Al día siguiente, Churchill viajó en un hidroavión norteamericano a las Bermudas, desde donde el grupo tenía la intención de proseguir el viaje en el Duke of York. En el vuelo de tres horas, Churchill tomó los mandos durante unos veinte minutos y efectuó varios giros ladeados divertidos (para él). No hay constancia escrita de lo que pensaban sus pasajeros, que incluían al jefe del Estado Mayor del Aire. Asimismo, convenció al capitán de que le llevara a Plymouth —un viaje de dieciocho horas—durante la siguiente tarde y noche. El Duke of York se limitó a transportar al personal de menor rango y el equipaje pesado.

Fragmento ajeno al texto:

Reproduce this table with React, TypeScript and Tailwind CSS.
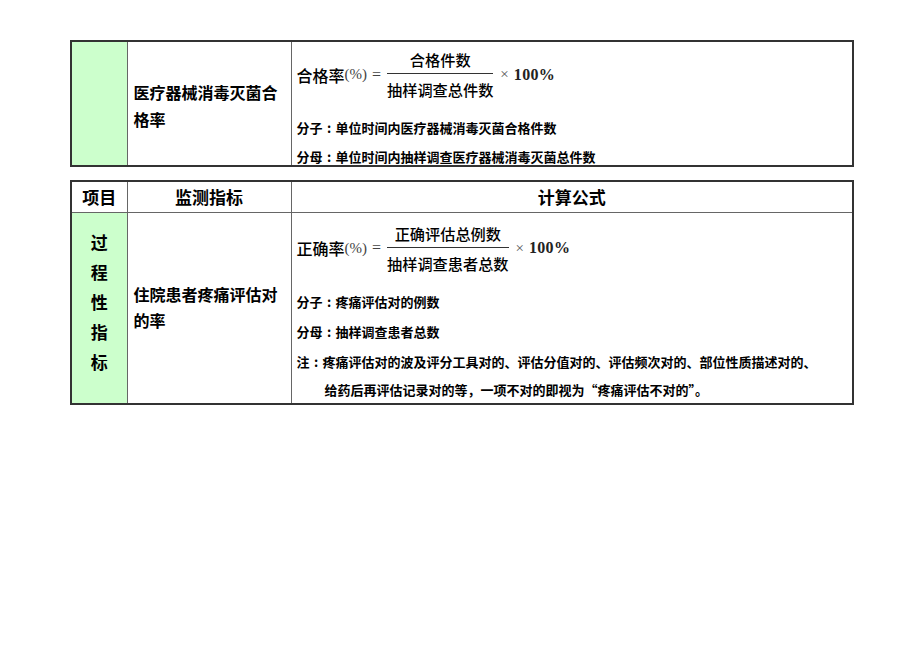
const cjk = "font-['Noto_Sans_CJK_SC','Noto_Sans',sans-serif]";
const serif = "font-['Liberation_Serif','Noto_Sans_CJK_SC',serif]";

function Fraction({ lhs, num, den }: { lhs: string; num: string; den: string }) {
  return (
    <div className="flex items-center text-black">
      <span className={`${cjk} text-[16px] font-medium`}>{lhs}</span>
      <span className={`${serif} text-[15px] text-[#444]`}>(%)</span>
      <span className={`${serif} ml-[5px] mr-[6px] text-[16px] text-[#444]`}>=</span>
      <span className="inline-flex flex-col items-center">
        <span className={`${cjk} text-[15.2px] font-medium leading-[28px]`}>{num}</span>
        <span className="h-px w-full bg-[#333]" />
        <span className={`${cjk} text-[15.2px] font-medium leading-[30px]`}>{den}</span>
      </span>
      <span className={`${serif} ml-[7px] text-[15px] text-[#555]`}>×</span>
      <span className={`${serif} ml-[5px] text-[16px] font-bold tracking-[0.3px] text-[#222]`}>100%</span>
    </div>
  );
}

function Colon() {
  return <span className="inline-block w-[13px] text-center">:</span>;
}

export default function App() {
  const cell = "border border-[#666] align-middle";
  return (
    <div className={`min-h-[651px] w-[920px] bg-white pl-[70px] pt-[40px] ${cjk} text-black`}>
      <table className="w-[784px] table-fixed border-collapse border-2 border-[#333]">
        <colgroup>
          <col className="w-[56px]" />
          <col className="w-[164px]" />
          <col />
        </colgroup>
        <tbody>
          <tr className="h-[124px]">
            <td className={`${cell} bg-[#ccffcc] p-0`} />
            <td className={`${cell} px-[6px] pt-[4px] pb-0 text-[16px] font-bold leading-[27px]`}>
              医疗器械消毒灭菌合
              <br />
              格率
            </td>
            <td className={`${cell} px-[5px] py-0 align-top`}>
              <div className="pt-[3px]">
                <Fraction lhs="合格率" num="合格件数" den="抽样调查总件数" />
              </div>
              <div className="text-[13px] font-bold">
                <div className="mt-[9px] leading-[29px]">
                  分子
                  <Colon />
                  单位时间内医疗器械消毒灭菌合格件数
                </div>
                <div className="mt-[7px] leading-[16px]">
                  分母
                  <Colon />
                  单位时间内抽样调查医疗器械消毒灭菌总件数
                </div>
              </div>
            </td>
          </tr>
        </tbody>
      </table>

      <table className="mt-[13px] w-[784px] table-fixed border-collapse border-2 border-[#333]">
        <colgroup>
          <col className="w-[56px]" />
          <col className="w-[164px]" />
          <col />
        </colgroup>
        <tbody>
          <tr className="h-[31px] text-[17px] font-bold">
            <td className={`${cell} text-center`}>项目</td>
            <td className={`${cell} text-center`}>监测指标</td>
            <td className={`${cell} text-center`}>计算公式</td>
          </tr>
          <tr className="h-[192px]">
            <td className={`${cell} bg-[#ccffcc] text-center text-[17px] font-bold leading-[30px]`}>
              <div className="flex flex-col items-center pb-[12px]">
                <span>过</span>
                <span>程</span>
                <span>性</span>
                <span>指</span>
                <span>标</span>
              </div>
            </td>
            <td className={`${cell} px-[6px] text-[16px] font-bold leading-[26px]`}>
              <div className="pb-[2px]">
                住院患者疼痛评估对
                <br />
                的率
              </div>
            </td>
            <td className={`${cell} px-[5px] align-top`}>
              <div className="pt-[6px]">
                <Fraction lhs="正确率" num="正确评估总例数" den="抽样调查患者总数" />
              </div>
              <div className="mt-[9px] text-[13px] font-bold leading-[30px]">
                <div>
                  分子
                  <Colon />
                  疼痛评估对的例数
                </div>
                <div>
                  分母
                  <Colon />
                  抽样调查患者总数
                </div>
                <div>
                  注<Colon />
                  疼痛评估对的波及评分工具对的、评估分值对的、评估频次对的、部位性质描述对的、
                </div>
                <div className="pl-[28px] leading-[26px]">
                  给药后再评估记录对的等，一项不对的即视为“疼痛评估不对的”。
                </div>
              </div>
            </td>
          </tr>
        </tbody>
      </table>
    </div>
  );
}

Churchill era absolutamente consciente de que Gran Bretaña le resultaría adusta después de la excitación de Washington a principios de la guerra. «Debo regresar a una perspectiva no iluminada por el sol».14 Todo fue peor de lo que esperaba. Los acontecimientos, desde el Lejano Oriente hasta Egipto y hasta el Canal de la Mancha, fueron mal casi uniformemente. Y la corriente subterránea de críticas a su Gobierno excedía en mucho todo lo que había experimentado en sus anteriores veinte meses. Al menos en la superficie, la perspectiva era tan desalentadora como en junio-julio de 1940, con la dificultad añadida de que sus palabras ya no levantaban las pasiones que habían provocado entonces. Finales de enero, febrero y marzo de 1942 fueron meses de crisis de confianza tanto para el Gobierno de coalición nacional como para el propio Churchill.